─── DATASET EXTRACT ───

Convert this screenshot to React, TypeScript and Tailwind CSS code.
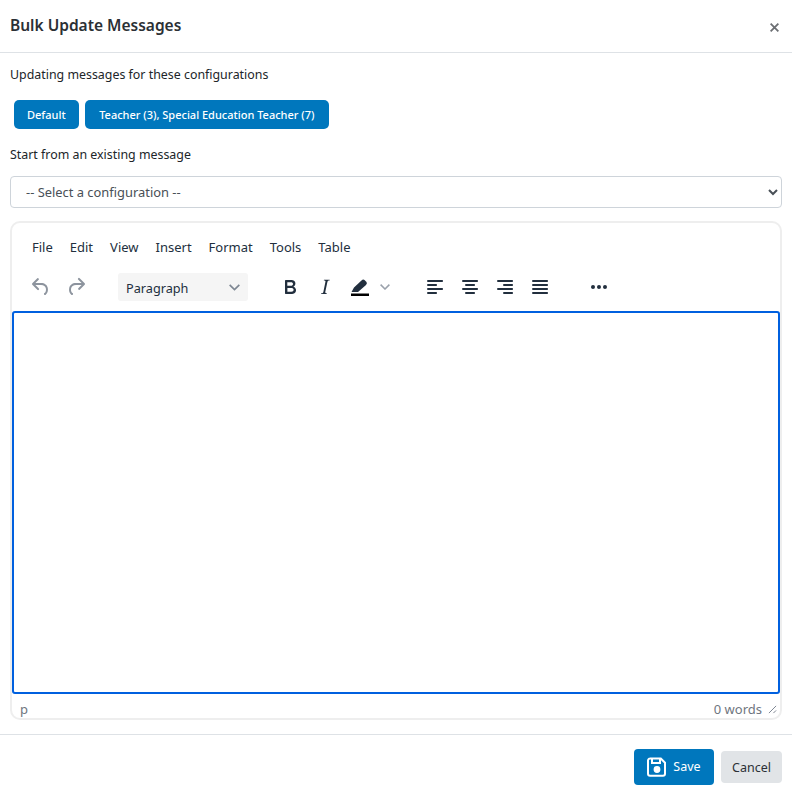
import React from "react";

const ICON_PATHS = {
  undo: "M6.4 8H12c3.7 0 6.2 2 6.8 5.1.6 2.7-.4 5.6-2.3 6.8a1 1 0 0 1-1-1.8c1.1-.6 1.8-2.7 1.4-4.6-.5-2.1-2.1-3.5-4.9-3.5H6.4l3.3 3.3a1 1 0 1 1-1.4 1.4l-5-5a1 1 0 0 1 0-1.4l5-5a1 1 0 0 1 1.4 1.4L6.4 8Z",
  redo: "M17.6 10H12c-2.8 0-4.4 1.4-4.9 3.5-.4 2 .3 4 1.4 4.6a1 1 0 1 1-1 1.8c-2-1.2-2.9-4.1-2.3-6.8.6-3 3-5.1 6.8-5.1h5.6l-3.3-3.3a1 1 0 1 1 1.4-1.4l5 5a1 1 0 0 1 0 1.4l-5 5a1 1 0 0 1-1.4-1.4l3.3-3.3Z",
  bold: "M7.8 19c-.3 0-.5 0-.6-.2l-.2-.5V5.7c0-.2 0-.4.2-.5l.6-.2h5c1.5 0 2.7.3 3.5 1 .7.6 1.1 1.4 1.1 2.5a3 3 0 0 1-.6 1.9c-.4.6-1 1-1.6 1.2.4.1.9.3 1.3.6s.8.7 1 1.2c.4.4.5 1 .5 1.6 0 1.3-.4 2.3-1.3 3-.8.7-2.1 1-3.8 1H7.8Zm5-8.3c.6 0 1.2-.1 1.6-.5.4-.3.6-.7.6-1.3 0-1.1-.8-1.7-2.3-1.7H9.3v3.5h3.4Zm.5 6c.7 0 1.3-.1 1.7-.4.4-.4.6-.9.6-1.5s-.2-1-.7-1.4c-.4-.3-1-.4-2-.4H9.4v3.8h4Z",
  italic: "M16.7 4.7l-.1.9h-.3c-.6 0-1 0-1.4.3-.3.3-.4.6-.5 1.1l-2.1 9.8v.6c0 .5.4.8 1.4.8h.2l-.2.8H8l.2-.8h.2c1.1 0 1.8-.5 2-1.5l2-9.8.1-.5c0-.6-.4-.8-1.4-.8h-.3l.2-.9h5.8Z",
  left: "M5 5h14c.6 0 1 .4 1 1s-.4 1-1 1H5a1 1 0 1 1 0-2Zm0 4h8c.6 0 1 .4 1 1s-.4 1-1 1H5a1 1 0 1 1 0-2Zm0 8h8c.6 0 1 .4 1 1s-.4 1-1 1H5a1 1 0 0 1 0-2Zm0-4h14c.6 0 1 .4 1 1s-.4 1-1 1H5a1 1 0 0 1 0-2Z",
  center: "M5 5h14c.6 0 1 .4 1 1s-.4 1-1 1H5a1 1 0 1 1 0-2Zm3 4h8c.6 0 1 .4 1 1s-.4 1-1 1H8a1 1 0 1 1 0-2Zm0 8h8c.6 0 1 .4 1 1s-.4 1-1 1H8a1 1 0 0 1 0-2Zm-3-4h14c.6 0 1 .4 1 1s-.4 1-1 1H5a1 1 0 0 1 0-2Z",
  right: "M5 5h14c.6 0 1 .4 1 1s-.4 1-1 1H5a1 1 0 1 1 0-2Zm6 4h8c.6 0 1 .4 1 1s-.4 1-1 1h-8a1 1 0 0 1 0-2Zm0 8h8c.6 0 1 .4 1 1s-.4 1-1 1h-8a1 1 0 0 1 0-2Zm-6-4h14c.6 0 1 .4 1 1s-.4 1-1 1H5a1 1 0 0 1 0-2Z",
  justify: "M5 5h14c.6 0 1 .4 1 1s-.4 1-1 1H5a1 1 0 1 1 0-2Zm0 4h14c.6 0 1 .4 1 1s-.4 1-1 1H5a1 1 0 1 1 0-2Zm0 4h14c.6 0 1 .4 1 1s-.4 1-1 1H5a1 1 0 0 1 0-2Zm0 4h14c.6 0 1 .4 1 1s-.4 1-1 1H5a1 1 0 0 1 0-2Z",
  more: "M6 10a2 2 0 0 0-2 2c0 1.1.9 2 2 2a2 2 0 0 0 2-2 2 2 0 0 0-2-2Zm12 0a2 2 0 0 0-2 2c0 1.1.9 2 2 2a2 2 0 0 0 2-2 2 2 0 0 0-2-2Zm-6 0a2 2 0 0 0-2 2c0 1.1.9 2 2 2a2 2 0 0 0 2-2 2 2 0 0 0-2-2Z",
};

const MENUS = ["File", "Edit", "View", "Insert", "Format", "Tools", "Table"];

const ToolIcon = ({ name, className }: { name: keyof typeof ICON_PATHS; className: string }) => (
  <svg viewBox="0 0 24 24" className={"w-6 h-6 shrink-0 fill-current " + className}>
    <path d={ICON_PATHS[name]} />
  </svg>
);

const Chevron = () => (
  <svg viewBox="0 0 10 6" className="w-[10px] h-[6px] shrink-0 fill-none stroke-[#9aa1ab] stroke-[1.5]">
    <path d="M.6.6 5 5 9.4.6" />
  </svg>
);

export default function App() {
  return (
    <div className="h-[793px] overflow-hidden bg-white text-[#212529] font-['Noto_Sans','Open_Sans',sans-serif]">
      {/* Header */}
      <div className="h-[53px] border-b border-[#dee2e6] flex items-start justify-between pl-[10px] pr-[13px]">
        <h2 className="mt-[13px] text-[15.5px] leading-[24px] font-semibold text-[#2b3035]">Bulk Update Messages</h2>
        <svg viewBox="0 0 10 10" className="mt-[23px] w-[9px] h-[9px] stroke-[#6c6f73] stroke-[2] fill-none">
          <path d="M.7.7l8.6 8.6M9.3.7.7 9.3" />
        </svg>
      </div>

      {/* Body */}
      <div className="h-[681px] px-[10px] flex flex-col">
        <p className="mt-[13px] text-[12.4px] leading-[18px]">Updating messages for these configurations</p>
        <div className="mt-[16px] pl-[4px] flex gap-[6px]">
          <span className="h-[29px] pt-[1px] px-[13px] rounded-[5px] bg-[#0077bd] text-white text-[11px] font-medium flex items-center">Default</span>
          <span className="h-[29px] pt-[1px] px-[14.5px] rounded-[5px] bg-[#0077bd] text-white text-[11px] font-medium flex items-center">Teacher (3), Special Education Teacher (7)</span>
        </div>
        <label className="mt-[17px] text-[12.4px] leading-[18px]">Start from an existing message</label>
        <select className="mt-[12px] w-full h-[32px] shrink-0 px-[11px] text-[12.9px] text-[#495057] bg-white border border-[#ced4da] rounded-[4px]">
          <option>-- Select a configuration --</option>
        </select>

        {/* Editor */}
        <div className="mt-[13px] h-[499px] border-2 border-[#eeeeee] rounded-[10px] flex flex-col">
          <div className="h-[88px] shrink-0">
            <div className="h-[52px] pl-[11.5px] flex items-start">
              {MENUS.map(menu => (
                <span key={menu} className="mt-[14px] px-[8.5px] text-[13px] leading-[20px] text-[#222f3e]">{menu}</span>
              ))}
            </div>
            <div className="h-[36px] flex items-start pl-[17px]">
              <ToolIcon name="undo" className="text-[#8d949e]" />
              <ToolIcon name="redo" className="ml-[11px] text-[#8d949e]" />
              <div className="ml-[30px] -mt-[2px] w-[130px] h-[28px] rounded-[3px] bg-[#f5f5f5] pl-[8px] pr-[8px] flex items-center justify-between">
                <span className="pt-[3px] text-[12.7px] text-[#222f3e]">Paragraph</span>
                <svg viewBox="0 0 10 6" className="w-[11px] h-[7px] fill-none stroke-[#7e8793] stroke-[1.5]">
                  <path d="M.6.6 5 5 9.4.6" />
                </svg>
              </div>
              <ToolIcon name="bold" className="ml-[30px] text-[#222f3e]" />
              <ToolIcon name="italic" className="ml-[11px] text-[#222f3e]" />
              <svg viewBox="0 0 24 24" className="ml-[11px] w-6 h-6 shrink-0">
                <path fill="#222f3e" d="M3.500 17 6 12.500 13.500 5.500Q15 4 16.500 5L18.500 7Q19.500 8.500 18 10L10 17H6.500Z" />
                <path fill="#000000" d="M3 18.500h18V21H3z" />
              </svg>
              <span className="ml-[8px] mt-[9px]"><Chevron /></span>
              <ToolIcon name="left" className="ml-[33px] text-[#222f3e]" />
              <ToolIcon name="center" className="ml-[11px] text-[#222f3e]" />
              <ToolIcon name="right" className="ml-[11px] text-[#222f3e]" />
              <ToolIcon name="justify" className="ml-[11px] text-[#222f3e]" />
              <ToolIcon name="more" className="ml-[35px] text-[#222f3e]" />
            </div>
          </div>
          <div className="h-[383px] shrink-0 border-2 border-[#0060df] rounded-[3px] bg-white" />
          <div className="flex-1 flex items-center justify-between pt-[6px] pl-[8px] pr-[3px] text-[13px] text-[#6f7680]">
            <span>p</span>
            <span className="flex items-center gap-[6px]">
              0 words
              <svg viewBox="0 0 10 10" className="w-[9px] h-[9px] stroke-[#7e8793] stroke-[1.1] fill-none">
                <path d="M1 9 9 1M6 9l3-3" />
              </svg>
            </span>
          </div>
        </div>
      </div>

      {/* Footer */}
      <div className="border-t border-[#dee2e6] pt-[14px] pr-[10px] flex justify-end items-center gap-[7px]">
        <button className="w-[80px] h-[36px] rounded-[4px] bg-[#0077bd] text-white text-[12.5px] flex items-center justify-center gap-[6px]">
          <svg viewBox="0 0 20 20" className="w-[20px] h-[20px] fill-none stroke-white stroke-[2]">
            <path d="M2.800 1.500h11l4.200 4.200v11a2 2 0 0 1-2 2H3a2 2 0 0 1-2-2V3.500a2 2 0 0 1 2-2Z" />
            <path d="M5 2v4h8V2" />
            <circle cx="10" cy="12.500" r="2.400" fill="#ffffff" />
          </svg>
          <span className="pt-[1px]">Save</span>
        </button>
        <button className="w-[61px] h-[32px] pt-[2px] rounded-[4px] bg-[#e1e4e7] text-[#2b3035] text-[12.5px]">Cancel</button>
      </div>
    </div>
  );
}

───

TASK TO CARRY OUT >>
Reproduce exactly the run of lines that opens the listing and closes with the line holding "import React from". Pictures are excluded.

CORRECT RESPONSE >>
Convert this screenshot to React, TypeScript and Tailwind CSS code.
import React from "react";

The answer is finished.